REPOSITORIES can implement a variety of queries that select objects based on whatever criteria the
client requires. They can also return summary information, such as a count of how many instances
meet some criteria. They can even return summary calculations, such as the total across all
matching objects of some numerical attribute.
….
Is that means that repository can still have granular methods (GetById, GetBySearchWord, GetByAge,….)?
Could you please add an example for Repository Implementation?
I think that DAOs and Repositories are both suited patterns for solving different problems. A DAO can become more bloated if it is used incorrectly, while a repository is also hinting at data being accessed from a bulk of data (a repo, there is more there).
A problem with the Repository pattern is that it may become too narrow. But if you use it together with DAOs then you can strike a balance. I think Spring.Data demonstrates this well. So to moderate your opinion, I would recommend using both DAOs and Repositories, not either nor the other.

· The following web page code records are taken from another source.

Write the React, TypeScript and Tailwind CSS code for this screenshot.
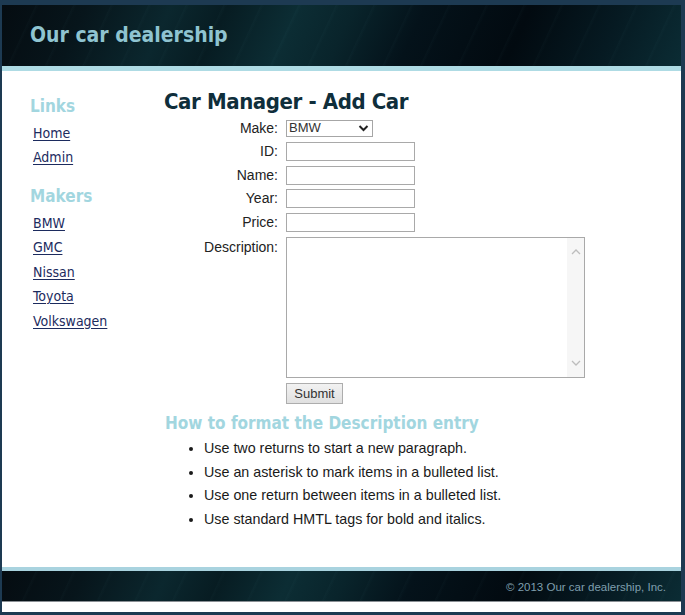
export default function App() {
  const heading = "font-['DejaVu_Sans_Condensed','DejaVu_Sans',sans-serif] font-stretch-condensed font-bold";
  const stripes =
    "bg-[repeating-linear-gradient(115deg,rgba(255,255,255,0)_0px,rgba(255,255,255,0)_30px,rgba(120,200,210,0.025)_31px,rgba(255,255,255,0)_34px),linear-gradient(115deg,#050c11_0%,#07151b_12%,#0b272e_24%,#071c22_32%,#0c2d34_42%,#09242b_50%,#04121a_60%,#020a10_75%,#061a22_88%,#0b2c34_100%)]";
  const rows = ["ID", "Name", "Year", "Price"];
  const makers = ["BMW", "GMC", "Nissan", "Toyota", "Volkswagen"];
  const tips = [
    "Use two returns to start a new paragraph.",
    "Use an asterisk to mark items in a bulleted list.",
    "Use one return between items in a bulleted list.",
    "Use standard HMTL tags for bold and italics.",
  ];
  return (
    <div className="w-[685px] h-[615px] bg-[#1d3a52] pt-[5px] pl-[2px] pr-[4px] pb-[3px] font-['Liberation_Sans',Arial,sans-serif]">
      <div className="h-full bg-white flex flex-col">
        <header className={`h-[66px] shrink-0 border-b-[5px] border-[#aedbe4] ${stripes} flex items-center pl-[28px]`}>
          <h1 className={`${heading} text-[21px] text-[#8fc4d1] leading-none`}>Our car dealership</h1>
        </header>
        <div className="flex-1 flex">
          <aside className="w-[162px] shrink-0 pl-[28px] pt-[24px]">
            <h2 className={`${heading} text-[17px] text-[#a2d6df] leading-[22px]`}>Links</h2>
            <ul className="pl-[3px] mt-[4px]">
              {["Home", "Admin"].map((l) => (
                <li key={l} className="h-[24px] leading-[24px]">
                  <a className="font-['DejaVu_Sans_Condensed','DejaVu_Sans',sans-serif] font-stretch-condensed text-[14px] text-[#1c2b5e] underline underline-offset-2">
                    {l}
                  </a>
                </li>
              ))}
            </ul>
            <h2 className={`${heading} text-[17px] text-[#a2d6df] leading-[22px] mt-[16px]`}>Makers</h2>
            <ul className="pl-[3px] mt-[4px]">
              {makers.map((l) => (
                <li key={l} className="h-[24.4px] leading-[24px]">
                  <a className="font-['DejaVu_Sans_Condensed','DejaVu_Sans',sans-serif] font-stretch-condensed text-[14px] text-[#1c2b5e] underline underline-offset-2">
                    {l}
                  </a>
                </li>
              ))}
            </ul>
          </aside>
          <main className="flex-1 pt-[17px]">
            <h1 className={`${heading} text-[22px] tracking-[-0.4px] text-[#0f2e3b] leading-[28px]`}>Car Manager - Add Car</h1>
            <div className="flex flex-col gap-[5.5px] text-[14px] text-[#222] mt-[3px]">
              <div className="flex items-center h-[18px]">
                <span className="w-[114px] text-right">Make:</span>
                <div className="ml-[8px] w-[87px] h-[17px] border border-[#a6a6a6] flex items-center justify-between pl-[2px] pr-[3px] text-[13px] text-[#333]">
                  <span>BMW</span>
                  <svg width="11" height="8" viewBox="0 0 11 8">
                    <path d="M1.5 2 L5.5 6 L9.5 2" fill="none" stroke="#222" strokeWidth="2" />
                  </svg>
                </div>
              </div>
              {rows.map((r) => (
                <div key={r} className="flex items-center h-[18px]">
                  <span className="w-[114px] text-right">{r}:</span>
                  <div className="ml-[8px] w-[129px] h-[19px] border border-[#a9a9a9] bg-white" />
                </div>
              ))}
              <div className="flex items-start mt-[0.5px]">
                <span className="w-[114px] text-right leading-[18px] pt-[1px]">Description:</span>
                <div className="ml-[8px] w-[299px] h-[141px] border border-[#a9a9a9] flex">
                  <div className="flex-1" />
                  <div className="w-[17px] bg-[#f6f6f6] flex flex-col items-center justify-between py-[11px]">
                    <svg width="10" height="6" viewBox="0 0 10 6">
                      <path d="M1 5 L5 1 L9 5" fill="none" stroke="#bdbdbd" strokeWidth="1.3" />
                    </svg>
                    <svg width="10" height="6" viewBox="0 0 10 6">
                      <path d="M1 1 L5 5 L9 1" fill="none" stroke="#bdbdbd" strokeWidth="1.3" />
                    </svg>
                  </div>
                </div>
              </div>
              <div className="pl-[122px] -mt-[0.5px]">
                <button className="w-[57px] h-[21px] border border-[#adadad] bg-[linear-gradient(#f2f2f2,#e0e0e0)] text-[13px] text-[#333] leading-none">
                  Submit
                </button>
              </div>
            </div>
            <h2 className={`${heading} text-[17px] text-[#a2d6df] leading-[22px] mt-[8px] pl-[1px]`}>
              How to format the Description entry
            </h2>
            <ul className="list-disc pl-[40px] mt-[3px] text-[14.3px] text-[#1a1a1a]">
              {tips.map((t) => (
                <li key={t} className="h-[23.7px] leading-[23.7px]">
                  {t}
                </li>
              ))}
            </ul>
          </main>
        </div>
        <footer className="shrink-0">
          <div className={`h-[35px] border-t-[4px] border-t-[#a9d3df] border-b border-b-[#8a8f94] ${stripes} flex items-center justify-end pr-[15px] pt-[3px]`}>
            <span className="text-[11.5px] text-[#7f9fae]">© 2013 Our car dealership, Inc.</span>
          </div>
          <div className="h-[10px]" />
        </footer>
      </div>
    </div>
  );
}
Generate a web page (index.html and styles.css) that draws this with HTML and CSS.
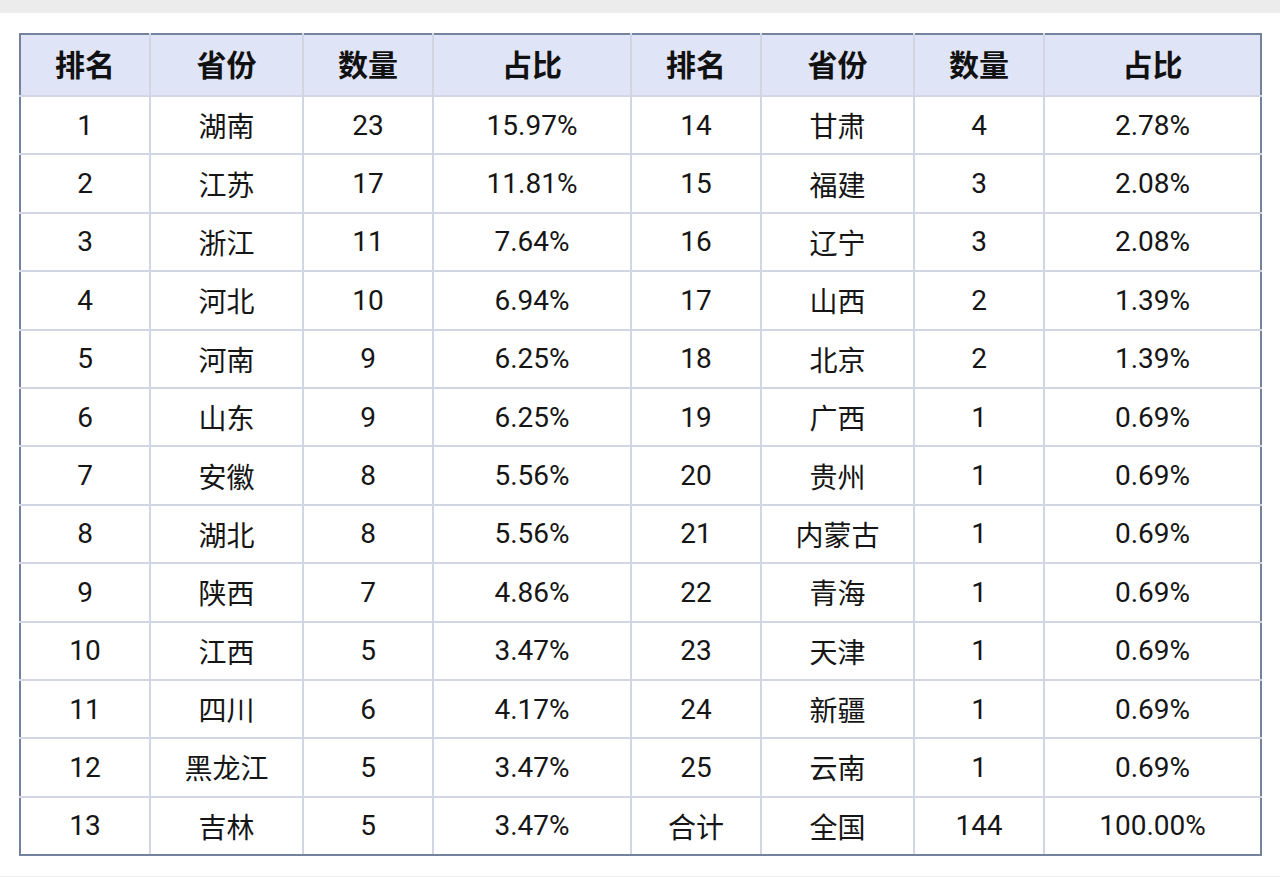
FILE: index.html
```html
<!DOCTYPE html>
<html lang="zh-CN">
<head>
<meta charset="utf-8">
<title>省份排名</title>
<link rel="stylesheet" href="styles.css">
</head>
<body>
<div class="topbar"></div>
<main class="page">
  <div class="frame">
    <table class="rank">
      <colgroup>
        <col class="c1"><col class="c2"><col class="c3"><col class="c4">
        <col class="c1"><col class="c2"><col class="c3"><col class="c8">
      </colgroup>
      <thead>
        <tr><th>排名</th><th>省份</th><th>数量</th><th>占比</th><th>排名</th><th>省份</th><th>数量</th><th>占比</th></tr>
      </thead>
      <tbody>
        <tr><td>1</td><td>湖南</td><td>23</td><td>15.97%</td><td>14</td><td>甘肃</td><td>4</td><td>2.78%</td></tr>
        <tr><td>2</td><td>江苏</td><td>17</td><td>11.81%</td><td>15</td><td>福建</td><td>3</td><td>2.08%</td></tr>
        <tr><td>3</td><td>浙江</td><td>11</td><td>7.64%</td><td>16</td><td>辽宁</td><td>3</td><td>2.08%</td></tr>
        <tr><td>4</td><td>河北</td><td>10</td><td>6.94%</td><td>17</td><td>山西</td><td>2</td><td>1.39%</td></tr>
        <tr><td>5</td><td>河南</td><td>9</td><td>6.25%</td><td>18</td><td>北京</td><td>2</td><td>1.39%</td></tr>
        <tr><td>6</td><td>山东</td><td>9</td><td>6.25%</td><td>19</td><td>广西</td><td>1</td><td>0.69%</td></tr>
        <tr><td>7</td><td>安徽</td><td>8</td><td>5.56%</td><td>20</td><td>贵州</td><td>1</td><td>0.69%</td></tr>
        <tr><td>8</td><td>湖北</td><td>8</td><td>5.56%</td><td>21</td><td>内蒙古</td><td>1</td><td>0.69%</td></tr>
        <tr><td>9</td><td>陕西</td><td>7</td><td>4.86%</td><td>22</td><td>青海</td><td>1</td><td>0.69%</td></tr>
        <tr><td>10</td><td>江西</td><td>5</td><td>3.47%</td><td>23</td><td>天津</td><td>1</td><td>0.69%</td></tr>
        <tr><td>11</td><td>四川</td><td>6</td><td>4.17%</td><td>24</td><td>新疆</td><td>1</td><td>0.69%</td></tr>
        <tr><td>12</td><td>黑龙江</td><td>5</td><td>3.47%</td><td>25</td><td>云南</td><td>1</td><td>0.69%</td></tr>
        <tr><td>13</td><td>吉林</td><td>5</td><td>3.47%</td><td>合计</td><td>全国</td><td>144</td><td>100.00%</td></tr>
      </tbody>
    </table>
  </div>
</main>
<div class="bottombar"></div>
</body>
</html>
```

FILE: styles.css
```css
html, body {
  margin: 0;
  padding: 0;
  background: #ffffff;
}
body {
  width: 1280px;
  height: 877px;
  overflow: hidden;
  font-family: "Roboto", "Noto Sans CJK SC", sans-serif;
  color: #141414;
}
.topbar {
  height: 13px;
  background: #ececec;
}
.page {
  padding: 20px 0 0 19px;
  height: 843px;
}
.frame {
  width: 1243px;
}
.rank {
  border-collapse: collapse;
  table-layout: fixed;
  width: 1243px;
  border: 2px solid #75829e;
}
.c1 { width: 130px; }
.c2 { width: 153px; }
.c3 { width: 130px; }
.c4 { width: 198px; }
.c8 { width: 217px; }
.rank th,
.rank td {
  border: 2px solid #d2d6e4;
  text-align: center;
  padding: 0;
  white-space: nowrap;
}
.rank thead tr {
  height: 62px;
}
.rank th {
  background: #dfe4f6;
  font-family: "Noto Sans CJK SC", sans-serif;
  font-weight: 700;
  font-size: 30px;
  line-height: 1;
  padding-bottom: 4px;
  color: #111111;
  border-top: 2px solid #75829e;
}
.rank tbody tr {
  height: 58.4px;
}
.rank td {
  font-size: 28px;
  font-weight: 400;
  color: #161616;
}
.rank th:first-child,
.rank td:first-child { border-left: 2px solid #75829e; }
.rank th:last-child,
.rank td:last-child { border-right: 2px solid #75829e; }
.rank tbody tr:last-child td { border-bottom: 2px solid #75829e; }
.bottombar {
  height: 1px;
  background: #ececec;
}
```
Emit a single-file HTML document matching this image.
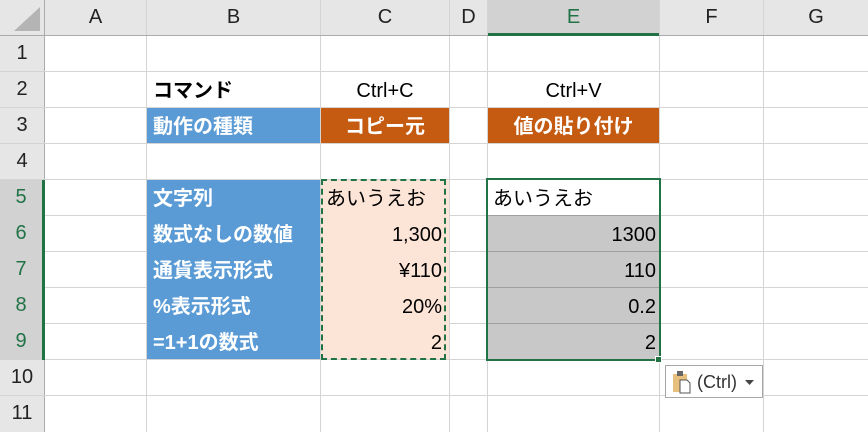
<!DOCTYPE html><html><head><meta charset="utf-8"><style>
body{margin:0;width:868px;height:432px;overflow:hidden;background:#fff;font-family:"Liberation Sans","Noto Sans CJK JP",sans-serif;position:relative}
div{position:absolute;box-sizing:border-box}
.vl{width:1px;background:#d4d4d4;top:0;height:432px}
.hl{height:1px;background:#d4d4d4;left:0;width:868px}
.t{font-size:20px;line-height:36px;height:36px;white-space:nowrap;color:#000;margin-top:2px}
.h{font-size:20px;line-height:35px;text-align:center;color:#222}
.w{color:#fff;font-weight:bold}
</style></head><body>
<div style="left:0;top:0;width:868px;height:35px;background:#e6e6e6"></div>
<div style="left:0;top:0;width:44px;height:432px;background:#e6e6e6"></div>
<div style="left:488px;top:0;width:171px;height:35px;background:#d2d2d2"></div>
<svg style="position:absolute;left:10px;top:5px" width="32" height="28"><polygon points="30,2 30,26 4,26" fill="#b4b4b4"/></svg>
<div class="vl" style="left:44px;background:#ababab"></div>
<div class="vl" style="left:146px"></div><div class="vl" style="left:320px"></div><div class="vl" style="left:449px"></div><div class="vl" style="left:487px"></div><div class="vl" style="left:659px"></div><div class="vl" style="left:763px"></div>
<div class="hl" style="top:35px;background:#ababab"></div>
<div class="hl" style="top:71px"></div><div class="hl" style="top:107px"></div><div class="hl" style="top:143px"></div><div class="hl" style="top:179px"></div><div class="hl" style="top:215px"></div><div class="hl" style="top:251px"></div><div class="hl" style="top:287px"></div><div class="hl" style="top:323px"></div><div class="hl" style="top:359px"></div><div class="hl" style="top:395px"></div>
<div style="left:147px;top:108px;width:173px;height:35px;background:#5b9bd5"></div>
<div style="left:321px;top:108px;width:128px;height:35px;background:#c55a11"></div>
<div style="left:488px;top:108px;width:171px;height:35px;background:#c55a11"></div>
<div style="left:147px;top:180px;width:173px;height:179px;background:#5b9bd5"></div>
<div style="left:321px;top:180px;width:128px;height:179px;background:#fce4d6"></div>
<div style="left:488px;top:216px;width:171px;height:143px;background:#c8c8c8"></div>
<div style="left:488px;top:251px;width:171px;height:1px;background:#a0a0a0"></div>
<div style="left:488px;top:287px;width:171px;height:1px;background:#a0a0a0"></div>
<div style="left:488px;top:323px;width:171px;height:1px;background:#a0a0a0"></div>
<div style="left:488px;top:215px;width:171px;height:1px;background:#a0a0a0"></div>
<div class="h" style="left:45px;top:0;width:101px">A</div>
<div class="h" style="left:147px;top:0;width:173px">B</div>
<div class="h" style="left:321px;top:0;width:128px">C</div>
<div class="h" style="left:450px;top:0;width:37px">D</div>
<div class="h" style="left:488px;top:0;width:171px;color:#217346">E</div>
<div style="left:488px;top:33px;width:171px;height:3px;background:#217346"></div>
<div class="h" style="left:660px;top:0;width:103px">F</div>
<div class="h" style="left:764px;top:0;width:104px">G</div>
<div class="h" style="left:0;top:36px;width:44px">1</div>
<div class="h" style="left:0;top:72px;width:44px">2</div>
<div class="h" style="left:0;top:108px;width:44px">3</div>
<div class="h" style="left:0;top:144px;width:44px">4</div>
<div style="left:0;top:180px;width:44px;height:180px;background:#d2d2d2"></div>
<div style="left:42px;top:180px;width:3px;height:180px;background:#217346"></div>
<div class="h" style="left:0;top:180px;width:42px;color:#217346">5</div>
<div class="h" style="left:0;top:216px;width:42px;color:#217346">6</div>
<div class="h" style="left:0;top:252px;width:42px;color:#217346">7</div>
<div class="h" style="left:0;top:288px;width:42px;color:#217346">8</div>
<div class="h" style="left:0;top:324px;width:42px;color:#217346">9</div>
<div class="h" style="left:0;top:360px;width:44px">10</div>
<div class="h" style="left:0;top:396px;width:44px">11</div>
<div class="t" style="left:153px;top:71px;font-weight:bold">コマンド</div>
<div class="t" style="left:321px;top:71px;width:128px;text-align:center">Ctrl+C</div>
<div class="t" style="left:488px;top:71px;width:171px;text-align:center">Ctrl+V</div>
<div class="t w" style="left:153px;top:107px">動作の種類</div>
<div class="t w" style="left:321px;top:107px;width:128px;text-align:center">コピー元</div>
<div class="t w" style="left:488px;top:107px;width:171px;text-align:center">値の貼り付け</div>
<div class="t w" style="left:153px;top:179px">文字列</div>
<div class="t w" style="left:153px;top:215px">数式なしの数値</div>
<div class="t w" style="left:153px;top:251px">通貨表示形式</div>
<div class="t w" style="left:153px;top:287px">%表示形式</div>
<div class="t w" style="left:153px;top:323px">=1+1の数式</div>
<div class="t" style="left:326px;top:179px">あいうえお</div>
<div class="t" style="left:321px;top:215px;width:121px;text-align:right">1,300</div>
<div class="t" style="left:321px;top:251px;width:121px;text-align:right">¥110</div>
<div class="t" style="left:321px;top:287px;width:121px;text-align:right">20%</div>
<div class="t" style="left:321px;top:323px;width:121px;text-align:right">2</div>
<div class="t" style="left:493px;top:179px">あいうえお</div>
<div class="t" style="left:488px;top:215px;width:168px;text-align:right">1300</div>
<div class="t" style="left:488px;top:251px;width:168px;text-align:right">110</div>
<div class="t" style="left:488px;top:287px;width:168px;text-align:right">0.2</div>
<div class="t" style="left:488px;top:323px;width:168px;text-align:right">2</div>
<div style="left:321px;top:179px;width:125px;height:181px;border:2px dashed #217346"></div>
<div style="left:486px;top:178px;width:175px;height:183px;border:2px solid #217346"></div>
<div style="left:655px;top:356px;width:7px;height:7px;background:#217346;border:1px solid #fff"></div>
<div style="left:665px;top:365px;width:98px;height:33px;border:1px solid #a8a8a8;background:#fff"></div>
<svg style="position:absolute;left:672px;top:370px" width="24" height="24"><rect x="1" y="4" width="14" height="18" fill="#e8c07d"/><rect x="5" y="1" width="6" height="5" fill="#666"/><path d="M8 10h7l3 3v10H8z" fill="#fff" stroke="#555"/></svg>
<div class="t" style="left:697px;top:362px;font-size:18px;color:#333">(Ctrl)</div>
<svg style="position:absolute;left:745px;top:380px" width="10" height="6"><polygon points="0,0 9,0 4.5,5" fill="#444"/></svg>
</body></html>
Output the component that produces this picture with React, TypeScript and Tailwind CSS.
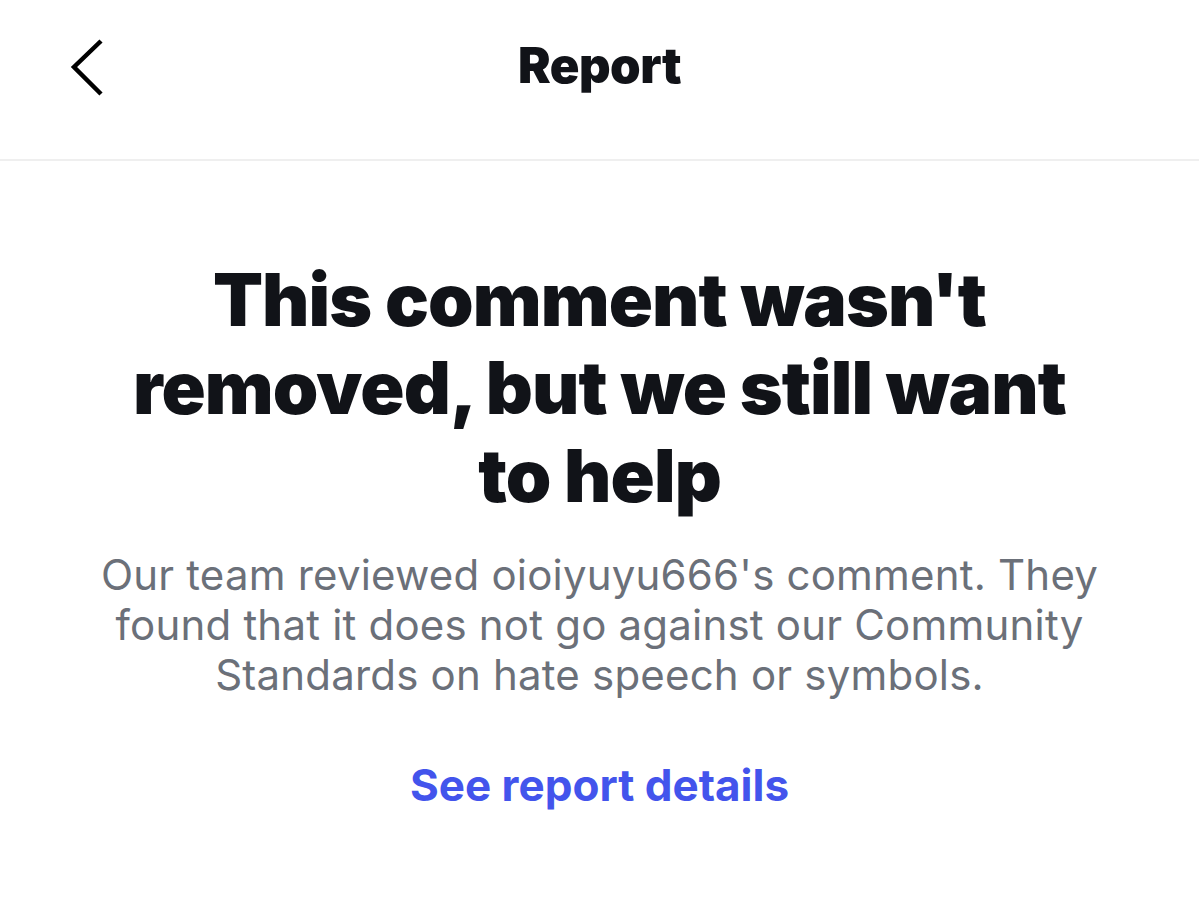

Good day! What prevents you from implementing the queries based on specs in the DAO format? To me, it’s simply a matter of naming the object. Let me throw an answer here: DAO = Sun; Repository = Microsoft;
Microsoft wouldn’t come with a pattern name that is owned by it’s competitor.
The DAO pattern is well defined: http://www.oracle.com/technetwork/java/dataaccessobject-138824.html
How people make those classes evolve, that’s a matter of discipline 😉
In any case, naming UserDAO or UserRepository, if you need to retrieve a user by it’s social insurance number, people will most likely add a getUserBySIN() and not create a new Spec.
@Fernando: I understand the coupling will be between the implementations and not between the interfaces. So, it would not break the abstraction.
Great article,thank you! Regarding “delete”: that is difficult to implement within a REST architecture. because I only get an ID from the resource. Therefore I have to load that object from repository, before I can delete it?
In a REST architecture, I only get the ID of the object to delete. Should I load the domain object before I can delete it?